PFAS contaminants were in Wolverine waste, which the company dumped at the Northeast Gravel mine landfill daily between 1970 and 1979. The gravel pit was a major sludge dump for the Wolverine tannery in Rockford after the closure of the House Street dump in Belmont — the rediscovery of which last year kicked-off areawide PFAS testing and many pending lawsuits.

In the letter, DEQ remediation division district supervisor Abigail Hendershott wrote that Boulder Creek is liable for contamination that occurred before the golf course was built in the 1990s because a Baseline Environmental Assessment, or BEA, was never conducted before Northeast Gravel sold the property to Boulder Creek.

Michigan’s Part 201 environmental cleanup law allows contaminated property buyers to escape liability if they conduct a BEA and give it to the DEQ within 45 days. Under state law, liable property owners must take steps to investigate and cleanup the contamination.

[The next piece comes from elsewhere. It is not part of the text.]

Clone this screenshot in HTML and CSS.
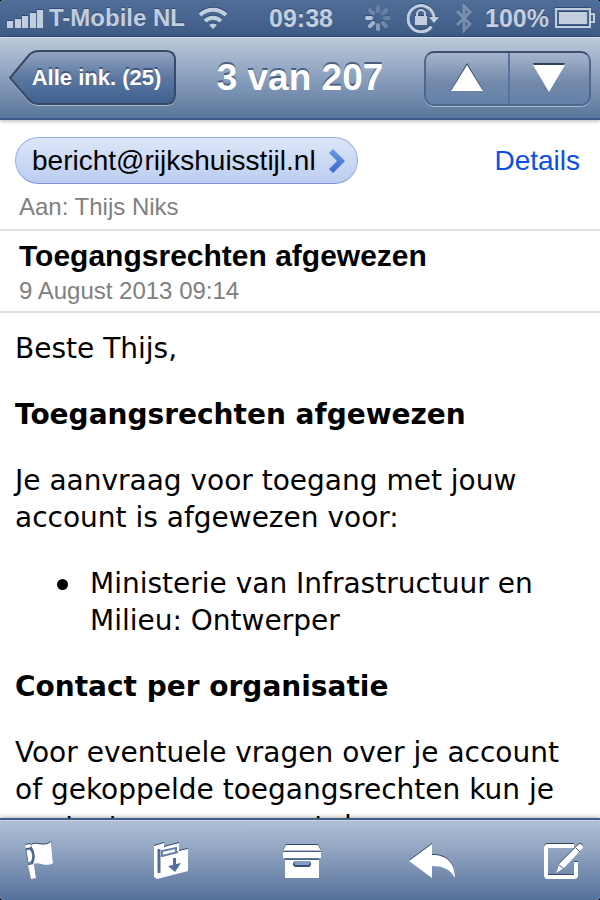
FILE: index.html
```html
<!DOCTYPE html>
<html lang="nl">
<head>
<meta charset="utf-8">
<title>Mail</title>
<link rel="stylesheet" href="styles.css">
</head>
<body>
<div class="phone">
  <div class="status">
    <div class="status-group">
      <svg class="signal" width="37" height="19" viewBox="0 0 37 19"><path d="M0 12h6v7H0zM8 10h6v9H8zM15 7h6v12h-6zM23 4h6v15h-6zM30 1h6v18h-6z"/></svg>
      <span class="carrier">T-Mobile NL</span>
      <svg width="30" height="22" viewBox="0 0 30 22"><g fill="none" stroke="currentColor" stroke-width="4"><path d="M2 8a18.500 18.500 0 0 1 26 0"/><path d="M7 14a11.500 11.500 0 0 1 16 0"/></g><path d="M15 22l-4-4a6 6 0 0 1 8 0z"/></svg>
    </div>
    <span class="clock">09:38</span>
    <div class="status-group right">
      <svg width="26" height="26" viewBox="-13 -13 26 26" fill="none" stroke="currentColor" stroke-width="4" stroke-linecap="round"><path d="M0-11v4" opacity=".3"/><path d="M8-8L5-5" opacity=".3"/><path d="M11 0H7" opacity=".3"/><path d="M8 8L5 5" opacity=".4"/><path d="M0 11V7" opacity=".6"/><path d="M-8 8l3-3" opacity=".8"/><path d="M-11 0h4" opacity=".95"/><path d="M-8-8l3 3" opacity=".35"/></svg>
      <svg class="lock" width="32" height="30" viewBox="0 0 32 30"><path d="M24.500 23.500A13 13 0 1 1 27 14" fill="none" stroke="currentColor" stroke-width="3"/><path d="M22 14h10l-5 6zM8 13h12v9H8z"/><path d="M10 13v-2a4 4 0 0 1 8 0v2" fill="none" stroke="currentColor" stroke-width="2"/></svg>
      <svg class="bluetooth" width="18" height="30" viewBox="0 0 18 30"><path d="M2 8l13 13-6 6V3l6 6L2 22" fill="none" stroke="currentColor" stroke-width="3"/></svg>
      <span class="percent">100%</span>
      <svg width="40" height="20" viewBox="0 0 40 20"><path d="M1 1h34v18H1zM36 6h3v8h-3" fill="none" stroke="currentColor" stroke-width="2"/><path d="M4 4h28v12H4z"/></svg>
    </div>
  </div>
  <header class="nav">
    <button class="back">
      <svg class="back-shape" width="167" height="56" viewBox="0 0 167 56">
        <defs><linearGradient id="backfill" x2="0" y2="1"><stop stop-color="#94a5c1"/><stop offset=".5" stop-color="#5b78a2"/><stop offset="1" stop-color="#3e5f90"/></linearGradient></defs>
        <path d="M1 29L20 6Q24 2 30 2h127q9 0 9 9v35q0 9-9 9H30q-6 0-10-4z" fill="none" stroke="#a7b9d2" stroke-width="2"/>
        <path d="M1 28L20 5Q24 1 30 1h127q9 0 9 9v35q0 9-9 9H30q-6 0-10-4z" fill="url(#backfill)" stroke="#3a4a65" stroke-width="2"/>
      </svg>
      <span class="back-label">Alle ink. (25)</span>
    </button>
    <h1 class="title">3 van 207</h1>
    <div class="segments">
      <button class="segment" aria-label="Vorige"><svg width="34" height="30" viewBox="0 0 34 30"><path class="edge" d="M17 0l16 27H1z"/><path d="M17 2l16 26H1z"/></svg></button>
      <button class="segment" aria-label="Volgende"><svg width="34" height="30" viewBox="0 0 34 30"><path class="edge" d="M1 0h32L17 27z"/><path d="M1 2h32L17 29z"/></svg></button>
    </div>
  </header>
  <main class="message">
    <section class="people">
      <div class="from">
        <button class="sender">bericht@rijkshuisstijl.nl
          <svg width="18" height="26" viewBox="0 0 18 26"><defs><linearGradient id="chev" x2="0" y2="1"><stop stop-color="#6c9ae6"/><stop offset="1" stop-color="#3769d3"/></linearGradient></defs><path d="M5 1l12 12L5 25l-4-4 8-8-8-8z" fill="url(#chev)"/></svg>
        </button>
        <a class="details" href="#">Details</a>
      </div>
      <p class="meta">Aan: Thijs Niks</p>
    </section>
    <section class="subject">
      <h2 class="subject-title">Toegangsrechten afgewezen</h2>
      <p class="meta">9 August 2013 09:14</p>
    </section>
    <article class="body">
      <p>Beste Thijs,</p>
      <h3>Toegangsrechten afgewezen</h3>
      <p>Je aanvraag voor toegang met jouw account is afgewezen voor:</p>
      <ul><li>Ministerie van Infrastructuur en Milieu: Ontwerper</li></ul>
      <h3>Contact per organisatie</h3>
      <p>Voor eventuele vragen over je account of gekoppelde toegangsrechten kun je contact opnemen met de</p>
    </article>
  </main>
  <footer class="toolbar">
    <button class="tool" aria-label="Markeer"><svg width="32" height="40" viewBox="0 0 32 40"><path d="M1 4l5-1 1 3-5 1zM4 24l6-1 2 14-5 1zM7 4c7-4 12 3 20-3l2 21c-8 5-13-2-20 1q3-10-2-19"/><path d="M2 9l4-1q5 7 1 13l-3 1z" stroke="#5b77a0" stroke-width="1"/><path d="M7 7q5 8 1 15" fill="none" stroke="#49678f" stroke-width="2"/></svg></button>
    <button class="tool" aria-label="Verplaats"><svg width="36" height="38" viewBox="0 0 36 38"><path d="M1 4l10-3v4l15-4v8l9-2v22L4 37l-3-2z"/><path d="M6 7v24" fill="none" stroke="#526f98" stroke-width="3"/><path d="M9 15V9l14-3v4M9 14l16-4" fill="none" stroke="#6581aa" stroke-width="2"/><path d="M20 16h3v6l5-1-6 9-7-6 5-1z" fill="#526f98"/></svg></button>
    <button class="tool" aria-label="Archiveer"><svg width="40" height="36" viewBox="0 0 40 36"><path d="M4 2h32l3 6H1zM1 9h38v6H1zM3 17h34v18H3z"/><path d="M2 8h36M3 16h34" stroke="#637b9e" stroke-width="1"/><rect x="11" y="18" width="18" height="6" rx="3" fill="#344e76"/><rect x="12" y="18" width="16" height="4" rx="2" fill="#829bc0"/></svg></button>
    <button class="tool" aria-label="Antwoord"><svg width="48" height="36" viewBox="0 0 48 36"><path d="M1 18L24 1v11c15 0 23 8 23 23-5-9-12-12-23-12v12z"/></svg></button>
    <button class="tool" aria-label="Nieuw bericht"><svg width="40" height="38" viewBox="0 0 40 38"><path d="M31 4H5q-2 0-2 2v27q0 2 2 2h26q2 0 2-2V20" fill="none" stroke="currentColor" stroke-width="4"/><path d="M13 31l3-9L35 3q2-2 4 0t0 4L21 26z"/><path d="M16 23l5 4M33 6l4 4" stroke="#405d87" stroke-width="1"/></svg></button>
  </footer>
</div>
</body>
</html>
```
FILE: styles.css
```css
* { box-sizing: border-box; }
body, h1, h2, h3, p, ul { margin: 0; padding: 0; }
body { background: #000; font-family: "Liberation Sans", Arial, sans-serif; }
button { border: 0; padding: 0; background: none; color: inherit; font: inherit; cursor: pointer; }
svg { display: block; flex: none; fill: currentColor; }

.phone { height: 100vh; display: flex; flex-direction: column; overflow: hidden; border-radius: 4px; background: #fff; }

.status {
  flex: none; height: 37px; padding: 0 5px 0 7px;
  display: grid; grid-template-columns: 1fr auto 1fr; align-items: center;
  background: linear-gradient(#4f6e98, #3e5b84);
  border-bottom: 1px solid #344f77;
  color: #c2cddd; font-size: 25px; font-weight: bold; line-height: 36px;
}
.status svg { filter: drop-shadow(0 -1px 0 #2f4a72); }
.status span { text-shadow: 0 -1px 0 #2f4a72; }
.status-group { display: flex; align-items: center; gap: 5px; }
.carrier { margin-right: 8px; font-size: 24px; white-space: nowrap; }
.right { justify-content: flex-end; gap: 6px; }
.lock { margin-left: 10px; }
.bluetooth { margin: 0 6px 0 10px; opacity: .4; }

.nav {
  flex: none; height: 83px; padding: 0 9px;
  display: grid; grid-template-columns: 167px 1fr 167px; align-items: center; gap: 30px;
  background: linear-gradient(#bcc9da, #8a9fbe 50%, #597599);
  border-top: 1px solid #d5dfeb; border-bottom: 2px solid #3b5a86;
  color: #fff; position: relative; z-index: 1;
  box-shadow: 0 1px 4px rgba(0, 0, 0, .3);
}
.back { display: grid; align-items: center; }
.back-shape, .back-label { grid-area: 1 / 1; }
.back-label { padding-left: 8px; font-size: 22px; font-weight: bold; text-shadow: 0 -2px 0 #3f5780; }
.title { font-size: 37px; line-height: 48px; white-space: nowrap; text-align: center; text-shadow: 0 -2px 0 #4b5f80; }
.segments {
  height: 55px; display: grid; grid-template-columns: 1fr 1fr;
  border: 2px solid #50668a; border-top-color: #3f4f69; border-radius: 10px;
  background: linear-gradient(#a5b5ce, #7188aa 60%, #6481ab);
  box-shadow: 0 1px 0 #a7b9d2;
}
.segment { display: grid; place-items: center; }
.segment + .segment { border-left: 2px solid #5572a0; }
.edge { fill: #33435d; }

.message { flex: 1; min-height: 0; overflow: hidden; color: #000; }
.people { padding: 17px 20px 8px 15px; border-bottom: 2px solid #e0e0e0; }
.from { display: flex; align-items: center; justify-content: space-between; }
.sender {
  height: 47px; padding: 0 11px 0 16px; display: flex; align-items: center; gap: 12px;
  border: 1px solid #94aeea; border-bottom-color: #8494dc; border-radius: 24px;
  background: linear-gradient(#dce6f7, #bccdf1);
  font-size: 28px;
}
.details { color: #0a50e6; font-size: 28px; text-decoration: none; }
.meta { color: #808080; font-size: 24px; line-height: 28px; }
.people .meta { padding: 9px 0 0 4px; }
.subject { padding: 7px 19px 6px; border-bottom: 2px solid #e0e0e0; }
.subject-title { margin-bottom: 3px; font-size: 30px; line-height: 36px; }

.body { padding: 17px 15px 0; font-family: "DejaVu Sans", Verdana, sans-serif; font-size: 28px; line-height: 37px; }
.body > * { margin-bottom: 29px; }
.body h3 { font-size: 28px; }
.body ul { padding-left: 42px; list-style: none; }
.body li { display: flex; gap: 22px; }
.body li::before { content: ""; flex: none; width: 11px; height: 11px; margin-top: 14px; border-radius: 50%; background: #000; }

.toolbar {
  flex: none; height: 82px; padding: 2px 13px 0 16px;
  display: flex; align-items: center; justify-content: space-between;
  background: linear-gradient(#b0c0d6, #8fa3c0 40%, #547099);
  border-top: 2px solid #3e5d85; box-shadow: inset 0 1px 0 #c8d4e3, 0 -1px 4px rgba(0, 0, 0, .3);
  color: #fff; position: relative;
}
.tool { width: 48px; display: grid; justify-items: center; }
.tool svg { filter: drop-shadow(0 -1px 0 #35496a); }
```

Although the golf course is a closed site, the DEQ says provisions in past agreements allow resumption of investigation because PFAS was unknown as a contaminant when cleanup was completed and the gravel pit and landfill was redeveloped.

The DEQ wants an investigation work plan from Boulder Creek by July 18 and has asked the golf course to provide safe water to nearby properties in the meantime.

The DEQ says it first asked Boulder Creek to investigate contamination in February. PFAS in monitoring wells at the course tested at 141 parts-per-trillion (ppt), which is above the state’s new PFOS/PFOA standard of 70-ppt for groundwater that people drink.

One Boulder Creek pond tested at 2,760-ppt for PFOS.”